Rinke ist kein Bildhauer im traditionellen Sinn. Für ihn sind Skulpturen Instrumente mit philosophischem Hintergrund. Um sie zu realisieren, wird gezeichnet. „Ich habe Tausende von Zeichnungen, alles Konstruktionszeichnungen für meine Riesenbilder. Ich bin ein skulpturaler Zeichner“, sagt er im Gespräch. Im Museum Küppersmühle gibt er einen Ausschnitt aus über 60 Jahren. Wieder spielt das Wasser eine wichtige Rolle, und zwar als erotisches Motiv. Er spricht vom „weiblichen Reproduktionssystem einer Urmutter“, aus der alle Menschen kommen. Wenn er einen Sternenhimmel auf ein Großformat zaubert, assoziiert er den „permanenten Orgasmus, mit dem einst  das Universum erschaffen wurde“.

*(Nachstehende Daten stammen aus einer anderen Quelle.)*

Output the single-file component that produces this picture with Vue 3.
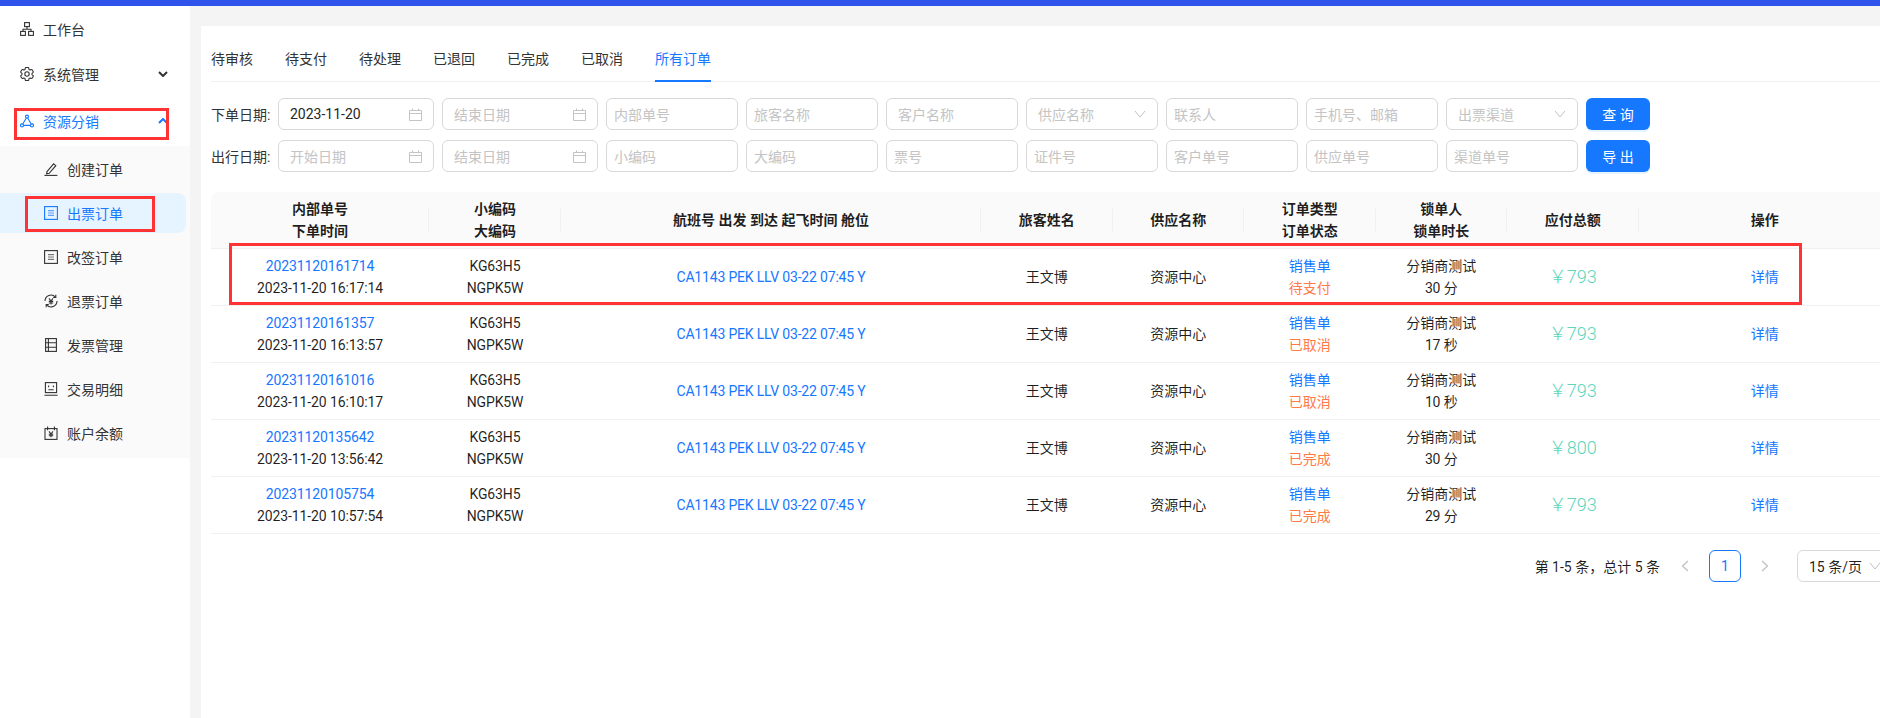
<script setup>
const subItems = [
  { label: '创建订单', icon: 'edit' },
  { label: '出票订单', icon: 'list', active: true },
  { label: '改签订单', icon: 'list' },
  { label: '退票订单', icon: 'refund' },
  { label: '发票管理', icon: 'invoice' },
  { label: '交易明细', icon: 'face' },
  { label: '账户余额', icon: 'wallet' }
]
const tabs = ['待审核', '待支付', '待处理', '已退回', '已完成', '已取消', '所有订单']
const filterRows = [
  {
    label: '下单日期:',
    fields: [
      { text: '2023-11-20', type: 'date', value: true },
      { text: '结束日期', type: 'date' },
      { text: '内部单号' },
      { text: '旅客名称' },
      { text: '客户名称', wide: true },
      { text: '供应名称', type: 'select' },
      { text: '联系人' },
      { text: '手机号、邮箱' },
      { text: '出票渠道', type: 'select' }
    ],
    button: '查 询'
  },
  {
    label: '出行日期:',
    fields: [
      { text: '开始日期', type: 'date' },
      { text: '结束日期', type: 'date' },
      { text: '小编码' },
      { text: '大编码' },
      { text: '票号' },
      { text: '证件号' },
      { text: '客户单号' },
      { text: '供应单号' },
      { text: '渠道单号' }
    ],
    button: '导 出'
  }
]
const orders = [
  { id: '20231120161714', time: '2023-11-20 16:17:14', status: '待支付', lock: '30 分', price: '793' },
  { id: '20231120161357', time: '2023-11-20 16:13:57', status: '已取消', lock: '17 秒', price: '793' },
  { id: '20231120161016', time: '2023-11-20 16:10:17', status: '已取消', lock: '10 秒', price: '793' },
  { id: '20231120135642', time: '2023-11-20 13:56:42', status: '已完成', lock: '30 分', price: '800' },
  { id: '20231120105754', time: '2023-11-20 10:57:54', status: '已完成', lock: '29 分', price: '793' }
]
</script>

<template>
  <div class="page">
    <div class="topbar"></div>
    <div class="body">
      <aside class="sidebar">
        <nav class="menu">
          <div class="item top first">
            <svg class="ico" viewBox="0 0 14 14" fill="none" stroke="currentColor" stroke-width="1.1">
              <rect x="4.6" y=".6" width="4.8" height="4" />
              <rect x=".6" y="9.4" width="4.8" height="4" />
              <rect x="8.6" y="9.4" width="4.8" height="4" />
              <path d="M7 4.6v2.6M3 9.4V7.2h8v2.2" />
            </svg>
            <span>工作台</span>
          </div>
          <div class="item top">
            <svg class="ico" viewBox="2.4 2.4 19.2 19.2" fill="none" stroke="currentColor" stroke-width="1.5">
              <path d="M9.594 3.94c.09-.542.56-.94 1.11-.94h2.593c.55 0 1.02.398 1.11.94l.213 1.281c.063.374.313.686.645.87.074.04.147.083.22.127.325.196.72.257 1.075.124l1.217-.456a1.125 1.125 0 0 1 1.37.49l1.296 2.247a1.125 1.125 0 0 1-.26 1.431l-1.003.827c-.293.241-.438.613-.43.992a7.723 7.723 0 0 1 0 .255c-.008.378.137.75.43.991l1.004.827c.424.35.534.955.26 1.43l-1.298 2.247a1.125 1.125 0 0 1-1.369.491l-1.217-.456c-.355-.133-.75-.072-1.076.124a6.47 6.47 0 0 1-.22.128c-.331.183-.581.495-.644.869l-.213 1.281c-.09.543-.56.94-1.11.94h-2.594c-.55 0-1.019-.398-1.11-.94l-.213-1.281c-.062-.374-.312-.686-.644-.87a6.52 6.52 0 0 1-.22-.127c-.325-.196-.72-.257-1.076-.124l-1.217.456a1.125 1.125 0 0 1-1.369-.49l-1.297-2.247a1.125 1.125 0 0 1 .26-1.431l1.004-.827c.292-.24.437-.613.43-.991a6.932 6.932 0 0 1 0-.255c.007-.38-.138-.751-.43-.992l-1.004-.827a1.125 1.125 0 0 1-.26-1.43l1.297-2.247a1.125 1.125 0 0 1 1.37-.491l1.216.456c.356.133.751.072 1.076-.124.072-.044.146-.086.22-.128.332-.183.582-.495.644-.869l.214-1.28Z" />
              <circle cx="12" cy="12" r="3" />
            </svg>
            <span>系统管理</span>
            <svg class="chev" viewBox="0 0 10 6" fill="none" stroke="currentColor" stroke-width="2">
              <path d="M1 1l4 4 4-4" />
            </svg>
          </div>
          <div class="item top open">
            <svg class="ico" viewBox="0 0 14 14" fill="none" stroke="currentColor" stroke-width="1.1">
              <circle cx="7" cy="2.6" r="1.5" />
              <circle cx="2" cy="11.4" r="1.5" />
              <circle cx="12" cy="11.4" r="1.5" />
              <path d="M6.3 4L2.8 10M7.7 4l3.5 6M3.5 11.4h7" />
            </svg>
            <span>资源分销</span>
            <svg class="chev" viewBox="0 0 10 6" fill="none" stroke="currentColor" stroke-width="2">
              <path d="M1 5l4-4 4 4" />
            </svg>
          </div>
          <div class="sub">
            <div v-for="s in subItems" :key="s.label" class="item subitem" :class="{ active: s.active }">
              <svg class="ico" viewBox="0 0 14 14" fill="none" stroke="currentColor" stroke-width="1.1">
                <template v-if="s.icon === 'edit'">
                  <path d="M3 9.6L9.6 1.8l2.2 1.9-6.6 7.6-2.6.5z" />
                  <path d="M.4 13.4h13" />
                </template>
                <template v-else-if="s.icon === 'list'">
                  <rect x=".6" y=".6" width="12.8" height="12.8" />
                  <path d="M4 4.6h6M4 7h6M4 9.4h6" stroke-width="1.2" opacity=".65" />
                </template>
                <template v-else-if="s.icon === 'refund'">
                  <path d="M1 7a6 6 0 0 1 10.4-4M13 7a6 6 0 0 1-10.4 4" />
                  <path d="M11.8.8v2.6H9.2M2.2 13.2v-2.6h2.6" />
                  <path d="M5 4.4L7 7l2-2.6M4.8 7.4h4.4M4.8 9h4.4M7 7v3.4" />
                </template>
                <template v-else-if="s.icon === 'invoice'">
                  <rect x="1.6" y=".6" width="10.8" height="12.8" />
                  <path d="M1.6 4.8h10.8M1.6 9.2h10.8M4.4.6v12.8" />
                </template>
                <template v-else-if="s.icon === 'face'">
                  <rect x="1.4" y=".6" width="11.2" height="10" />
                  <path d="M4.6 3.6v1.6M9.4 3.6v1.6M4.4 7.8h5.2M.4 13.2h13.2" />
                </template>
                <template v-else>
                  <rect x="1" y="2.6" width="12" height="10.8" />
                  <path d="M3.6.6v3.6M10.4.6v3.6" />
                  <path d="M5 5.4L7 8l2-2.6M4.8 8.2h4.4M4.8 9.8h4.4M7 8v3.2" />
                </template>
              </svg>
              <span>{{ s.label }}</span>
            </div>
          </div>
        </nav>
      </aside>

      <main class="main">
        <section class="card">
          <div class="tabs">
            <div v-for="(t, i) in tabs" :key="t" class="tab" :class="{ current: i === tabs.length - 1 }">{{ t }}</div>
          </div>

          <div class="filters">
            <div v-for="row in filterRows" :key="row.label" class="filter-row">
              <label class="flabel">{{ row.label }}</label>
              <div
                v-for="f in row.fields"
                :key="f.text"
                class="field"
                :class="{
                  date: f.type === 'date',
                  select: f.type === 'select',
                  roomy: f.type || f.wide,
                  filled: f.value
                }"
              >
                <span class="ftext">{{ f.text }}</span>
                <svg v-if="f.type === 'date'" class="fico" viewBox="0 0 13 13" fill="none" stroke="currentColor" stroke-width="1">
                  <path d="M.5 2.5h12v10H.5zM.5 5.5h12M3.5.5v2M9.5.5v2" />
                </svg>
                <svg v-if="f.type === 'select'" class="fico" viewBox="0 0 12 8" fill="none" stroke="currentColor" stroke-width="1">
                  <path d="M1 1l5 6 5-6" />
                </svg>
              </div>
              <button class="btn" type="button">{{ row.button }}</button>
            </div>
          </div>

          <table class="table">
            <colgroup>
              <col class="c1" />
              <col class="c2b" />
              <col class="c3" />
              <col class="c2" />
              <col class="c2" />
              <col class="c2" />
              <col class="c2" />
              <col class="c2" />
              <col />
            </colgroup>
            <thead>
              <tr>
                <th>内部单号<br />下单时间</th>
                <th>小编码<br />大编码</th>
                <th>航班号 出发 到达 起飞时间 舱位</th>
                <th>旅客姓名</th>
                <th>供应名称</th>
                <th>订单类型<br />订单状态</th>
                <th>锁单人<br />锁单时长</th>
                <th>应付总额</th>
                <th>操作</th>
              </tr>
            </thead>
            <tbody>
              <tr v-for="o in orders" :key="o.id">
                <td>
                  <span class="link num">{{ o.id }}</span><br /><span class="num">{{ o.time }}</span>
                </td>
                <td><span class="num">KG63H5</span><br /><span class="num">NGPK5W</span></td>
                <td><span class="link num flight">CA1143 PEK LLV 03-22 07:45 Y</span></td>
                <td>王文博</td>
                <td>资源中心</td>
                <td><span class="link">销售单</span><br /><span class="warn">{{ o.status }}</span></td>
                <td>分销商测试<br /><span class="num">{{ o.lock }}</span></td>
                <td><span class="price">￥{{ o.price }}</span></td>
                <td><span class="link">详情</span></td>
              </tr>
            </tbody>
          </table>

          <div class="pager">
            <span class="total">第 1-5 条，总计 5 条</span>
            <span class="pg arrow">
              <svg viewBox="0 0 8 12" fill="none" stroke="currentColor" stroke-width="1.2"><path d="M7 1L1.5 6 7 11" /></svg>
            </span>
            <span class="pg cur">1</span>
            <span class="pg arrow">
              <svg viewBox="0 0 8 12" fill="none" stroke="currentColor" stroke-width="1.2"><path d="M1 1l5.5 5L1 11" /></svg>
            </span>
            <span class="size">
              15 条/页
              <svg viewBox="0 0 12 8" fill="none" stroke="currentColor" stroke-width="1"><path d="M1 1l5 6 5-6" /></svg>
            </span>
          </div>
        </section>
      </main>
    </div>

    <div class="mark mark-menu"></div>
    <div class="mark mark-sub"></div>
    <div class="mark mark-row"></div>
  </div>
</template>

<style>
html, body { margin: 0; overflow: hidden; background: #fff; }
</style>

<style scoped>
.page {
  position: relative;
  width: 1880px;
  height: 718px;
  overflow: hidden;
  display: flex;
  flex-direction: column;
  font-family: Roboto, "Noto Sans CJK SC", sans-serif;
  font-size: 14px;
  color: rgba(0, 0, 0, .88);
}
.topbar { height: 6px; background: #2f54eb; flex: none; }
.body { flex: 1; display: flex; min-height: 0; background: #f4f4f4; }

.sidebar { width: 190px; flex: none; background: #fff; }
.menu { padding-top: 3px; display: flex; flex-direction: column; }
.item {
  height: 40px;
  display: flex;
  align-items: center;
  color: #333;
}
.top { padding-left: 20px; margin-bottom: 4px; position: relative; }
.top.first { margin-bottom: 5px; }
.top.open { margin-top: 3px; margin-bottom: 5px; color: #1677ff; }
.top > span { margin-left: 9px; }
.ico { width: 14px; height: 14px; flex: none; }
.chev { width: 10px; height: 6px; position: absolute; left: 158px; top: 17px; }
.sub { background: #fafafa; padding: 3px 0 1px; display: flex; flex-direction: column; }
.subitem { padding-left: 44px; margin-bottom: 4px; width: 186px; box-sizing: border-box; border-radius: 0 8px 8px 0; }
.subitem > span { margin-left: 9px; }
.subitem.active { background: #e6f4ff; color: #1677ff; }

.main { flex: 1; min-width: 0; padding: 20px 0 0 11px; }
.card { height: 100%; background: #fff; padding-left: 10px; }

.tabs {
  height: 55px;
  display: flex;
  gap: 32px;
  border-bottom: 1px solid #f0f0f0;
}
.tab { line-height: 66px; height: 55px; color: #333; }
.tab.current { color: #1677ff; box-shadow: inset 0 -2px 0 #1677ff; height: 56px; }

.filters { margin-top: 16px; display: flex; flex-direction: column; gap: 10px; }
.filter-row { display: flex; align-items: center; gap: 8px; }
.flabel { width: 59px; flex: none; white-space: nowrap; color: #333; }
.field {
  width: 132px;
  height: 32px;
  box-sizing: border-box;
  border: 1px solid #d9d9d9;
  border-radius: 6px;
  padding: 0 7px;
  display: flex;
  align-items: center;
  justify-content: space-between;
  color: #c4c4c4;
  flex: none;
}
.field.roomy { padding: 0 11px; }
.field.date { width: 156px; }
.field.filled { color: #262626; }
.fico { width: 13px; height: 13px; color: #c4c4c4; flex: none; }
.field.select .fico { width: 12px; height: 8px; }
.btn {
  width: 64px;
  height: 32px;
  border: 0;
  border-radius: 6px;
  background: #1677ff;
  color: #fff;
  font: inherit;
  box-shadow: 0 2px 0 rgba(5, 145, 255, .1);
  padding: 0;
}

.table {
  margin-top: 20px;
  width: 1680px;
  table-layout: fixed;
  border-collapse: separate;
  border-spacing: 0;
}
.c1 { width: 218px; }
.c2b { width: 132px; }
.c2 { width: 131.5px; }
.c3 { width: 420px; }
th {
  height: 56px;
  padding: 0;
  background: #fafafa;
  border-bottom: 1px solid #f0f0f0;
  font-weight: 600;
  line-height: 22px;
  color: rgba(0, 0, 0, .88);
  position: relative;
}
th:first-child { border-top-left-radius: 8px; }
th:not(:last-child)::after {
  content: "";
  position: absolute;
  right: 0;
  top: 17px;
  width: 1px;
  height: 22px;
  background: #f0f0f0;
}
td {
  height: 56px;
  padding: 0;
  text-align: center;
  line-height: 22px;
  border-bottom: 1px solid #f0f0f0;
  color: rgba(0, 0, 0, .88);
}
.num { letter-spacing: -.12px; }
.flight { letter-spacing: -.18px; }
.link { color: #1677ff; }
.warn { color: #ff7a45; }
.price { color: #5cd6b8; font-size: 18px; font-weight: 300; }

.pager {
  width: 1678px;
  margin-top: 16px;
  display: flex;
  align-items: center;
  justify-content: flex-end;
  gap: 8px;
}
.total { margin-right: 1px; }
.pg {
  width: 32px;
  height: 32px;
  box-sizing: border-box;
  display: flex;
  align-items: center;
  justify-content: center;
  border-radius: 6px;
}
.pg.arrow { color: #bfbfbf; }
.pg.arrow svg { width: 8px; height: 12px; }
.pg.cur { border: 1px solid #1677ff; color: #1677ff; }
.size {
  width: 92px;
  height: 32px;
  margin-left: 8px;
  box-sizing: border-box;
  border: 1px solid #d9d9d9;
  border-radius: 6px;
  padding: 0 7px 0 11px;
  display: flex;
  align-items: center;
  justify-content: space-between;
}
.size svg { width: 12px; height: 8px; color: #bfbfbf; }

.mark {
  position: absolute;
  box-sizing: border-box;
  border: 3px solid #ff3333;
  pointer-events: none;
}
.mark-menu { left: 14px; top: 108px; width: 155px; height: 32px; }
.mark-sub { left: 25px; top: 196px; width: 130px; height: 36px; }
.mark-row { left: 229px; top: 243px; width: 1573px; height: 62px; }
</style>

Das Duisburger Museum zeigt 350 Skizzen wie raumfüllende Kompositionen. Doch auch für Düsseldorf schlägt sein Herz, bis 2004 hat er hier gelehrt. Seine große Schau 2017/18 in Tours hieß „Düsseldorf mon amour“. Als er sie in Düsseldorf anbot, traf er auf keine Gegenliebe. Nun werden immerhin zu seinem Geburtstag die Gäste im Bus in die Küppersmühle kutschiert.